PS: I suspect that pressure from his voters was not foreign to his change of mind: I was in Normandy last September and to my delight (I was enraged by Chirak's decision to invite Schroeder) I saw the shops had tags "Welcome to war veterans" with little flags of every allied country and no German flag be it the old or the new.

PS2: There was a monument in Omaha Beach funded by French citizens from their own pocket. The prefet ie the governemnt representative wanted it withdrawn. There was a petition against it. I signet it but don't know how the whole thing ended.
Posted by: JFM   2005-06-07 14:39  

#6  Should have read it was the British who parachuted first into Normandy.

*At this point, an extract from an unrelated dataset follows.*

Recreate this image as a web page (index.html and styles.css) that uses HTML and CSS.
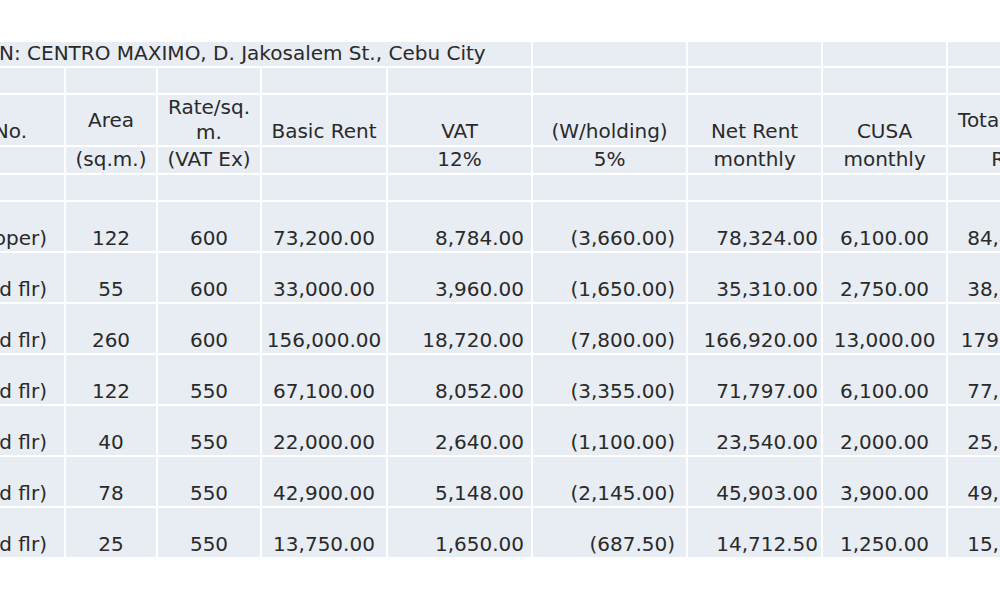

Ever heard of Pegasus Bridge?
Posted by: JFM   2005-06-07 14:08  

#5  To begin with it was the Britsih who parachuted to Normandy.

And the Geman paratroopers didn't see action in France in 1940: they jumped over the Neterlands and made a glider assault on the Belgian front of Ebben Emmael.
Posted by: JFM   2005-06-07 14:07  

#4  French mayor invites German paras, eh? So how is this different from the last time Germans parachuted into France?
Posted by: SteveS   2005-06-07 13:35  

#3  Only if we can do a re-enactment of the Crete landings.
Posted by: mmurray821   2005-06-07 12:58  

#2  No good deed goes unpunished...

Why risk our necks for anyone except ourselves and our English-speaking allies?
Posted by: anon1   2005-06-07 12:38  

#1  Luftwaffe aircraft in a BOB re-enactment? Shit Yeah! Landser at Normandy Memorials? Hell why not? We should ask a certain turn-coat E. Tennessee Cav. about this.